Directive:
Return the listing below verbatim. Pictures do not belong in the copy.

Data shown:
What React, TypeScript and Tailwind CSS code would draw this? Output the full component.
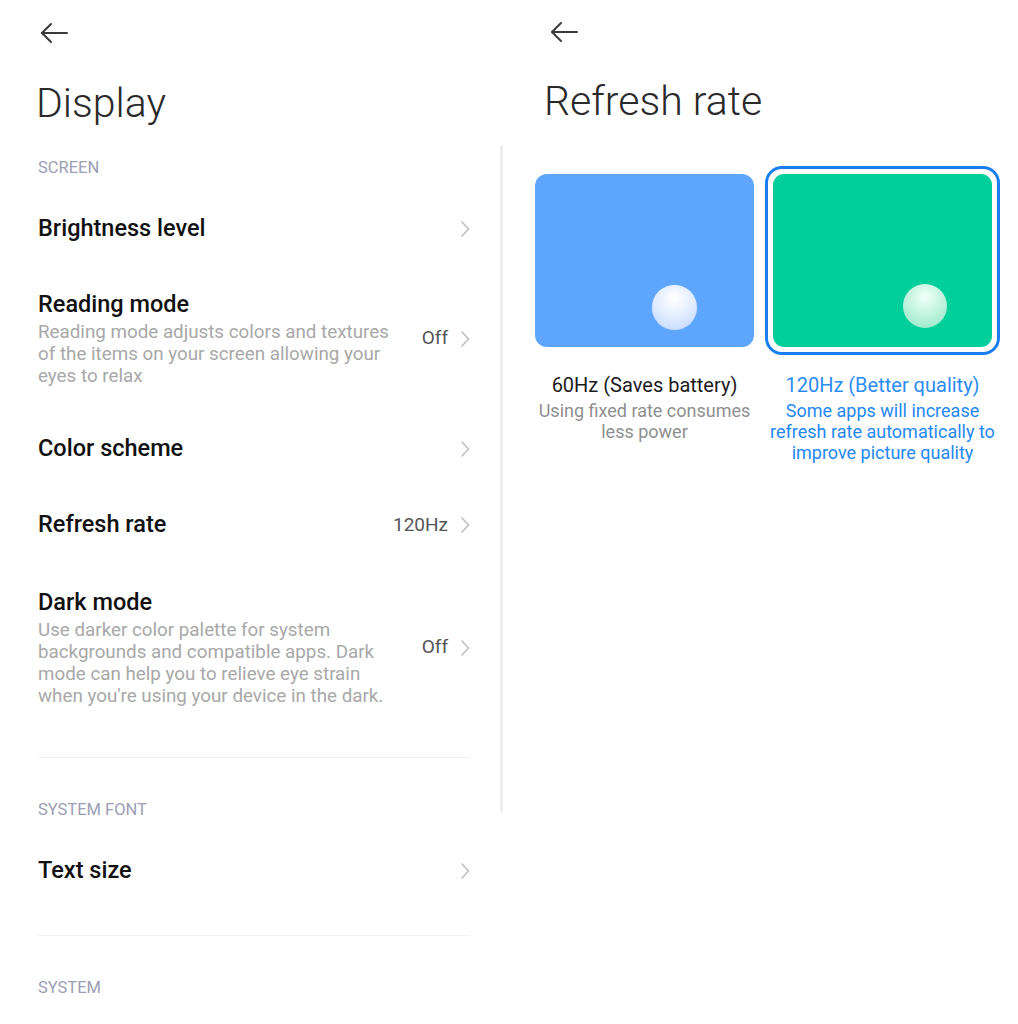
import React from "react";

const font = { fontFamily: 'Roboto, "Noto Sans", "Liberation Sans", sans-serif' };

function BackArrow() {
  return (
    <svg width="30" height="22" viewBox="0 0 30 22" fill="none">
      <path d="M3 11H28" stroke="#3a3a3a" strokeWidth="2" strokeLinecap="round" />
      <path d="M12 2L3 11L12 20" stroke="#3a3a3a" strokeWidth="2" strokeLinecap="round" strokeLinejoin="round" />
    </svg>
  );
}

function Chevron() {
  return (
    <svg width="10" height="18" viewBox="0 0 10 18" fill="none" className="shrink-0">
      <path d="M2 2L8.5 9L2 16" stroke="#bdbdbd" strokeWidth="1.5" strokeLinecap="round" strokeLinejoin="round" />
    </svg>
  );
}

function SectionHeader({ children }: { children: React.ReactNode }) {
  return (
    <div className="h-[48px] flex items-center text-[16.5px] text-[#9c9eb4]">{children}</div>
  );
}

function SimpleRow({ title, value }: { title: string; value?: string }) {
  return (
    <div className="flex items-center justify-between">
      <div className="text-[23.5px] font-medium text-[#111]">{title}</div>
      <div className="flex items-center gap-[12px]">
        {value && <span className="text-[19px] text-[#555]">{value}</span>}
        <Chevron />
      </div>
    </div>
  );
}

function DescRow({ title, desc, value }: { title: string; desc: React.ReactNode; value: string }) {
  return (
    <div className="flex items-center justify-between pt-[25px] pb-[24px]">
      <div className="flex flex-col gap-[3px] whitespace-nowrap">
        <div className="text-[23.5px] leading-[28px] font-medium text-[#111]">{title}</div>
        <div className="text-[18.8px] leading-[22px] text-[#a8a8a8]">{desc}</div>
      </div>
      <div className="flex items-center gap-[12px] shrink-0">
        <span className="text-[19px] text-[#555]">{value}</span>
        <Chevron />
      </div>
    </div>
  );
}

export default function App() {
  return (
    <div className="w-[1018px] h-[1024px] bg-white flex overflow-hidden" style={font}>
      {/* Left panel */}
      <div className="relative w-[510px] h-full pl-[38px] pr-[40px] flex flex-col">
        <div className="h-[64px] flex items-center pl-[1px] pt-[1px]">
          <BackArrow />
        </div>
        <div className="h-[80px] flex items-center text-[41px] font-light text-[#2a2a2a] -ml-[2px]">Display</div>
        <SectionHeader>SCREEN</SectionHeader>
        <div className="h-[73px] flex flex-col justify-center">
          <SimpleRow title="Brightness level" />
        </div>
        <DescRow
          title="Reading mode"
          value="Off"
          desc={
            <>
              Reading mode adjusts colors and textures
              <br />
              of the items on your screen allowing your
              <br />
              eyes to relax
            </>
          }
        />
        <div className="h-[76px] flex flex-col justify-center">
          <SimpleRow title="Color scheme" />
        </div>
        <div className="h-[76px] flex flex-col justify-center">
          <SimpleRow title="Refresh rate" value="120Hz" />
        </div>
        <DescRow
          title="Dark mode"
          value="Off"
          desc={
            <>
              Use darker color palette for system
              <br />
              backgrounds and compatible apps. Dark
              <br />
              mode can help you to relieve eye strain
              <br />
              when you're using your device in the dark.
            </>
          }
        />
        <div className="mt-[26px] h-px bg-[#f0f0f0]" />
        <div className="h-[28px]" />
        <SectionHeader>SYSTEM FONT</SectionHeader>
        <div className="h-[73px] flex flex-col justify-center">
          <SimpleRow title="Text size" />
        </div>
        <div className="mt-[28px] h-px bg-[#f0f0f0]" />
        <div className="h-[28px]" />
        <SectionHeader>SYSTEM</SectionHeader>
        {/* scrollbar */}
        <div className="absolute left-[500px] top-[145px] w-[3px] h-[667px] rounded-full bg-[#ededed]" />
      </div>

      {/* Right panel */}
      <div className="flex-1 h-full pl-[25px] flex flex-col">
        <div className="h-[64px] flex items-center pl-[14px]">
          <BackArrow />
        </div>
        <div className="h-[76px] flex items-center pl-[9px] text-[41px] font-light text-[#2a2a2a]">Refresh rate</div>
        <div className="mt-[34px] flex gap-[19px]">
          {/* 60Hz option */}
          <div className="w-[219px] flex flex-col items-center">
            <div className="w-[219px] h-[173px] rounded-[12px] bg-[#5ea6fd] flex items-end justify-end pr-[57px] pb-[17px]">
              <div className="w-[45px] h-[45px] rounded-full bg-[radial-gradient(circle_at_50%_30%,#ffffff_0%,#eaf2ff_35%,#bcd6ff_100%)] shadow-[0_0_1px_rgba(255,255,255,0.6)]" />
            </div>
            <div className="mt-[25px] text-center whitespace-nowrap">
              <div className="text-[20px] leading-[26px] text-[#1c1c1c]">60Hz (Saves battery)</div>
              <div className="mt-[2px] text-[18px] leading-[21px] text-[#8f8f8f]">
                Using fixed rate consumes
                <br />
                less power
              </div>
            </div>
          </div>
          {/* 120Hz option */}
          <div className="w-[219px] flex flex-col items-center">
            <div className="relative w-[219px] h-[173px]">
              <div className="absolute -left-[8px] -top-[8px] -right-[8px] -bottom-[8px] rounded-[17px] border-[3px] border-[#1a7ef1]" />
              <div className="relative w-full h-full rounded-[11px] bg-[#00cf9c] flex items-end justify-end pr-[45px] pb-[19px]">
                <div className="w-[44px] h-[44px] rounded-full bg-[radial-gradient(circle_at_50%_30%,#f2fffa_0%,#c8f5e4_40%,#90e5c6_100%)]" />
              </div>
            </div>
            <div className="mt-[25px] text-center whitespace-nowrap">
              <div className="text-[20px] leading-[26px] text-[#2c8cf2]">120Hz (Better quality)</div>
              <div className="mt-[2px] text-[18px] leading-[21px] text-[#1e88f4]">
                Some apps will increase
                <br />
                refresh rate automatically to
                <br />
                improve picture quality
              </div>
            </div>
          </div>
        </div>
      </div>
    </div>
  );
}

Written answer:
What React, TypeScript and Tailwind CSS code would draw this? Output the full component.
import React from "react";

const font = { fontFamily: 'Roboto, "Noto Sans", "Liberation Sans", sans-serif' };

function BackArrow() {
  return (
    <svg width="30" height="22" viewBox="0 0 30 22" fill="none">
      <path d="M3 11H28" stroke="#3a3a3a" strokeWidth="2" strokeLinecap="round" />
      <path d="M12 2L3 11L12 20" stroke="#3a3a3a" strokeWidth="2" strokeLinecap="round" strokeLinejoin="round" />
    </svg>
  );
}

function Chevron() {
  return (
    <svg width="10" height="18" viewBox="0 0 10 18" fill="none" className="shrink-0">
      <path d="M2 2L8.5 9L2 16" stroke="#bdbdbd" strokeWidth="1.5" strokeLinecap="round" strokeLinejoin="round" />
    </svg>
  );
}

function SectionHeader({ children }: { children: React.ReactNode }) {
  return (
    <div className="h-[48px] flex items-center text-[16.5px] text-[#9c9eb4]">{children}</div>
  );
}

function SimpleRow({ title, value }: { title: string; value?: string }) {
  return (
    <div className="flex items-center justify-between">
      <div className="text-[23.5px] font-medium text-[#111]">{title}</div>
      <div className="flex items-center gap-[12px]">
        {value && <span className="text-[19px] text-[#555]">{value}</span>}
        <Chevron />
      </div>
    </div>
  );
}

function DescRow({ title, desc, value }: { title: string; desc: React.ReactNode; value: string }) {
  return (
    <div className="flex items-center justify-between pt-[25px] pb-[24px]">
      <div className="flex flex-col gap-[3px] whitespace-nowrap">
        <div className="text-[23.5px] leading-[28px] font-medium text-[#111]">{title}</div>
        <div className="text-[18.8px] leading-[22px] text-[#a8a8a8]">{desc}</div>
      </div>
      <div className="flex items-center gap-[12px] shrink-0">
        <span className="text-[19px] text-[#555]">{value}</span>
        <Chevron />
      </div>
    </div>
  );
}

export default function App() {
  return (
    <div className="w-[1018px] h-[1024px] bg-white flex overflow-hidden" style={font}>
      {/* Left panel */}
      <div className="relative w-[510px] h-full pl-[38px] pr-[40px] flex flex-col">
        <div className="h-[64px] flex items-center pl-[1px] pt-[1px]">
          <BackArrow />
        </div>
        <div className="h-[80px] flex items-center text-[41px] font-light text-[#2a2a2a] -ml-[2px]">Display</div>
        <SectionHeader>SCREEN</SectionHeader>
        <div className="h-[73px] flex flex-col justify-center">
          <SimpleRow title="Brightness level" />
        </div>
        <DescRow
          title="Reading mode"
          value="Off"
          desc={
            <>
              Reading mode adjusts colors and textures
              <br />
              of the items on your screen allowing your
              <br />
              eyes to relax
            </>
          }
        />
        <div className="h-[76px] flex flex-col justify-center">
          <SimpleRow title="Color scheme" />
        </div>
        <div className="h-[76px] flex flex-col justify-center">
          <SimpleRow title="Refresh rate" value="120Hz" />
        </div>
        <DescRow
          title="Dark mode"
          value="Off"
          desc={
            <>
              Use darker color palette for system
              <br />
              backgrounds and compatible apps. Dark
              <br />
              mode can help you to relieve eye strain
              <br />
              when you're using your device in the dark.
            </>
          }
        />
        <div className="mt-[26px] h-px bg-[#f0f0f0]" />
        <div className="h-[28px]" />
        <SectionHeader>SYSTEM FONT</SectionHeader>
        <div className="h-[73px] flex flex-col justify-center">
          <SimpleRow title="Text size" />
        </div>
        <div className="mt-[28px] h-px bg-[#f0f0f0]" />
        <div className="h-[28px]" />
        <SectionHeader>SYSTEM</SectionHeader>
        {/* scrollbar */}
        <div className="absolute left-[500px] top-[145px] w-[3px] h-[667px] rounded-full bg-[#ededed]" />
      </div>

      {/* Right panel */}
      <div className="flex-1 h-full pl-[25px] flex flex-col">
        <div className="h-[64px] flex items-center pl-[14px]">
          <BackArrow />
        </div>
        <div className="h-[76px] flex items-center pl-[9px] text-[41px] font-light text-[#2a2a2a]">Refresh rate</div>
        <div className="mt-[34px] flex gap-[19px]">
          {/* 60Hz option */}
          <div className="w-[219px] flex flex-col items-center">
            <div className="w-[219px] h-[173px] rounded-[12px] bg-[#5ea6fd] flex items-end justify-end pr-[57px] pb-[17px]">
              <div className="w-[45px] h-[45px] rounded-full bg-[radial-gradient(circle_at_50%_30%,#ffffff_0%,#eaf2ff_35%,#bcd6ff_100%)] shadow-[0_0_1px_rgba(255,255,255,0.6)]" />
            </div>
            <div className="mt-[25px] text-center whitespace-nowrap">
              <div className="text-[20px] leading-[26px] text-[#1c1c1c]">60Hz (Saves battery)</div>
              <div className="mt-[2px] text-[18px] leading-[21px] text-[#8f8f8f]">
                Using fixed rate consumes
                <br />
                less power
              </div>
            </div>
          </div>
          {/* 120Hz option */}
          <div className="w-[219px] flex flex-col items-center">
            <div className="relative w-[219px] h-[173px]">
              <div className="absolute -left-[8px] -top-[8px] -right-[8px] -bottom-[8px] rounded-[17px] border-[3px] border-[#1a7ef1]" />
              <div className="relative w-full h-full rounded-[11px] bg-[#00cf9c] flex items-end justify-end pr-[45px] pb-[19px]">
                <div className="w-[44px] h-[44px] rounded-full bg-[radial-gradient(circle_at_50%_30%,#f2fffa_0%,#c8f5e4_40%,#90e5c6_100%)]" />
              </div>
            </div>
            <div className="mt-[25px] text-center whitespace-nowrap">
              <div className="text-[20px] leading-[26px] text-[#2c8cf2]">120Hz (Better quality)</div>
              <div className="mt-[2px] text-[18px] leading-[21px] text-[#1e88f4]">
                Some apps will increase
                <br />
                refresh rate automatically to
                <br />
                improve picture quality
              </div>
            </div>
          </div>
        </div>
      </div>
    </div>
  );
}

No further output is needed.